- Genre: Telenovela Romance Drama
- Created by: Ligia Lezama
- Written by: Valentina Parraga Abigail Truchess Francisco Martinez Juan Clemente Maria Antonella Gomez
- Directed by: Gabriel Walfenzao
- Creative director: Arquímedes Rivero
- Starring: Catherine Fulop Jean Carlo Simancas Rosalinda Serfaty Chelo Rodriguez
- Opening theme: "Dejame llorar" by Ricardo Montaner
- Country of origin: Venezuela
- Original language: Spanish
- No. of episodes: 239

Production
- Executive producer: Marisol Campos
- Production location: Caracas
- Running time: 41–44 minutes
- Production company: Venevisión

Original release
- Network: Venevisión
- Release: March 6, 1991 – March 4, 1992

Related
- Pasionaria; Cara sucia;

= Mundo de fieras (Venezuelan TV series) =

Mundo de fieras (English title: World of Beasts) is a Venezuelan telenovela written by Ligia Lezama for Venevisión. The telenovela premiered on Venevisión on March 6, 1991, and ran for 239 episodes until March 4, 1992, where it achieved a significant amount of success in Venezuela. The telenovela was distributed internationally by Venevisión International.

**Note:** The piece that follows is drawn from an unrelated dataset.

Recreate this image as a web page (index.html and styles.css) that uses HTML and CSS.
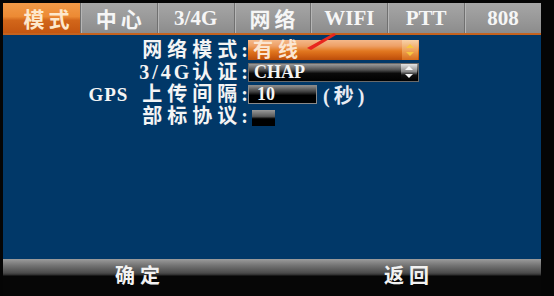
FILE: index.html
```html
<!DOCTYPE html>
<html>
<head>
  <title>网络模式</title>
  <link rel="stylesheet" href="styles.css">
</head>
<body>
  <div class="screen">
    <div class="tabs">
      <div class="tab active">模式</div>
      <div class="tab">中心</div>
      <div class="tab latin">3/4G</div>
      <div class="tab">网络</div>
      <div class="tab latin">WIFI</div>
      <div class="tab latin">PTT</div>
      <div class="tab latin">808</div>
    </div>

    <div class="panel">
      <div class="form">
        <div class="label">网络模式<span class="colon">:</span></div>
        <div class="field">
          <div class="select orange">
            <span class="value">有线</span>
            <span class="spin">
              <svg width="10" height="14" viewBox="0 0 10 14"><polygon points="5,1 9,5 1,5" /><polygon points="1,9 9,9 5,13" /></svg>
            </span>
          </div>
        </div>

        <div class="label"><span class="latin-txt">3/4G</span>认证<span class="colon">:</span></div>
        <div class="field">
          <div class="select dark">
            <span class="value latin-txt">CHAP</span>
            <span class="spin">
              <svg width="10" height="14" viewBox="0 0 10 14"><polygon points="5,1 9,5 1,5" /><polygon points="1,9 9,9 5,13" /></svg>
            </span>
          </div>
        </div>

        <div class="label"><span class="gps">GPS</span>上传间隔<span class="colon">:</span></div>
        <div class="field">
          <div class="input"><span class="value latin-txt">10</span></div>
          <span class="unit">(秒)</span>
        </div>

        <div class="label">部标协议<span class="colon">:</span></div>
        <div class="field">
          <div class="box"></div>
        </div>
      </div>
    </div>

    <div class="footer">
      <div class="softkey">确定</div>
      <div class="softkey">返回</div>
    </div>

    <!-- red pen stroke from the video -->
    <svg class="mark" width="36" height="22" viewBox="0 0 36 22">
      <polygon points="2,17 6,19 31,4 29,2" fill="#e8261e" />
    </svg>
  </div>
</body>
</html>
```

FILE: styles.css
```css
body {
  margin: 0;
  background: #050505;
  font-family: "Liberation Serif", "Noto Sans CJK SC", serif;
  font-weight: bold;
  color: #f4f4f4;
}

.screen {
  position: relative;
  width: 538px;
  height: 296px;
  margin-left: 3px;
  padding-top: 3px;
  box-sizing: border-box;
}

.tabs {
  display: grid;
  grid-template-columns: repeat(7, 1fr);
  height: 29px;
  border-bottom: 3px solid #c4621e;
}

.tab {
  display: flex;
  align-items: center;
  justify-content: center;
  font-size: 21px;
  letter-spacing: 4px;
  padding-left: 4px;
  background: linear-gradient(#a6a6a6, #979797 60%, #8c8c8c);
  border-left: 1px solid #707070;
  box-shadow: inset 1px 0 0 #b6b6b6;
  color: #f6f6f6;
}

.tab.latin {
  letter-spacing: 0;
  padding-left: 0;
}

.tab.active {
  border-left: none;
  box-shadow: none;
  padding-left: 14px;
  color: #fde8cc;
  background: linear-gradient(#f29a48 0%, #ec8a34 45%, #d2661a 58%, #c45610 100%);
}

.panel {
  height: 224px;
  padding-top: 4px;
  box-sizing: border-box;
  background: #013868;
}

.form {
  display: grid;
  grid-template-columns: 245px 1fr;
  grid-auto-rows: 22px;
  align-items: center;
}

.label {
  text-align: right;
  font-size: 20px;
  line-height: 22px;
  letter-spacing: 5px;
  white-space: nowrap;
}

.colon {
  letter-spacing: 0;
  margin-left: -1px;
}

.latin-txt {
  letter-spacing: 3px;
}

.gps {
  letter-spacing: 1px;
  font-size: 19px;
  margin-right: 14px;
}

.field {
  display: flex;
  align-items: center;
  gap: 6px;
}

.select {
  display: flex;
  align-items: center;
  justify-content: space-between;
  width: 171px;
  height: 20px;
  box-sizing: border-box;
}

.value {
  padding-left: 5px;
  font-size: 19px;
  line-height: 20px;
}

.select.orange .value {
  font-size: 20px;
  letter-spacing: 5px;
  color: #fbe6d2;
}

.select.orange {
  background: linear-gradient(#f4b88a 0%, #eea066 30%, #e27820 55%, #cf5f12 80%, #b94c0a 100%);
}

.select.dark {
  height: 19px;
  background: linear-gradient(#9a9a9a 0%, #505050 35%, #0a0a0a 55%, #000 100%);
  border: 1px solid #6a6a6a;
}

.select.dark .value,
.input .value {
  font-size: 18px;
  letter-spacing: 0;
}

.spin {
  display: flex;
  align-items: center;
  justify-content: center;
  width: 16px;
  height: 100%;
  margin-right: 1px;
}

.select.orange .spin {
  background: linear-gradient(#f8d2aa, #ec9a4c 60%, #d86c1c);
}

.select.orange .spin polygon {
  fill: #f6c640;
}

.select.dark .spin {
  background: linear-gradient(#e4e4e4, #8a8a8a 45%, #111 65%, #000);
}

.select.dark .spin polygon {
  fill: #f4f4f4;
}

.input {
  width: 69px;
  height: 19px;
  box-sizing: border-box;
  border: 1px solid #8a8a8a;
  background: linear-gradient(#8a8a8a 0%, #3c3c3c 35%, #000 55%, #000 100%);
  display: flex;
  align-items: center;
}

.input .value {
  padding-left: 8px;
}

.unit {
  font-size: 20px;
  letter-spacing: 4px;
  color: #e8ecf4;
}

.box {
  width: 23px;
  height: 16px;
  margin-left: 4px;
  margin-top: 3px;
  background: linear-gradient(#9a9a9a 0%, #5a5a5a 40%, #000 55%, #000 100%);
}

.footer {
  display: grid;
  grid-template-columns: 1fr 1fr;
  height: 37px;
  padding-top: 6px;
  box-sizing: border-box;
  background: linear-gradient(#9c9c9c 0px, #767676 6px, #4a4a4a 14px, #2c2c2c 16px, #060606 17px, #060606 100%);
}

.softkey {
  text-align: center;
  font-size: 20px;
  line-height: 22px;
  letter-spacing: 5px;
  padding-left: 5px;
  color: #f2f2f2;
}

.mark {
  position: absolute;
  left: 302px;
  top: 31px;
}
```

Catherine Fulop and Jean Carlo Simancas starred as the main protagonists with Rosalinda Serfaty and Chelo Rodriguez as the main antagonists.

==Synopsis==
Mundo de Fieras tells the story of the consequences of the irresponsible parenthood of Leoncio Palacios who abandoned his wife and young daughter in the countryside to run off with another woman, Miriam Palacios. Charito Flores, his daughter, develops into a young beautiful woman forced to live in an inhospitable world which molds her into a charming and aggressive survivor. Once her mother dies, Charito gets a job at Leoncio's house where he is gravely ill. Before dying, he asks Charito to forgive him for abandoning them many years ago. During this time, Charito falls in live with Jose Manuel Bustamante who awakens in her the deepest feelings. But he is married to Joselyn Bustamante, a hysterical woman suffering from a mental illness, who will strike violently when she discovers her husband's love for Charito.

==Cast==
=== Main ===
- Catherine Fulop as Charito Flores / Viviana
- Jean Carlo Simancas as Jose Manuel Bustamante
- Rosalinda Serfaty as Jocelyn Palacios Ansola de Sartori Bustamante
- Luis José Santander as Ivan Soriano
- Elluz Peraza as Indiana Castro / Sor Piedad
- Miguel Alcantara as Silvio Ascanio
- Chelo Rodriguez as Miriam de Palacios Ansola

=== Recurring ===
- Mirtha Borges as Chabela Soriano
- Maria Elena Dominguez as Charo
- Marisela Buitriago as Leonicia
- Orangel Delfin as Leoncio
- Diego Balaguer as Emilio / Clemente Sartori
- Simón Pestana as Amadeo Bustamante
- Ernesto Balzi as Federico
- Carolina Lopez as Brigitte Perdigon
- Lilibeth Morillo as Tamara "Tammi" Soriano
- Marcelo Romo as Raymundo Camaro
- Liliana Rodriguez as Chinca
- Luis Gerardo Núñez as Valentín Velasco
- Dulce María Pilonieta as Manuela "Chelita" Bustamante Perdigón
- Gabriela Spanic

==Remake==
Mundo de Fieras was remade in Mexico by producer Salvador Mejia and starred Edith González, César Évora, Helena Rojo, Gaby Espino.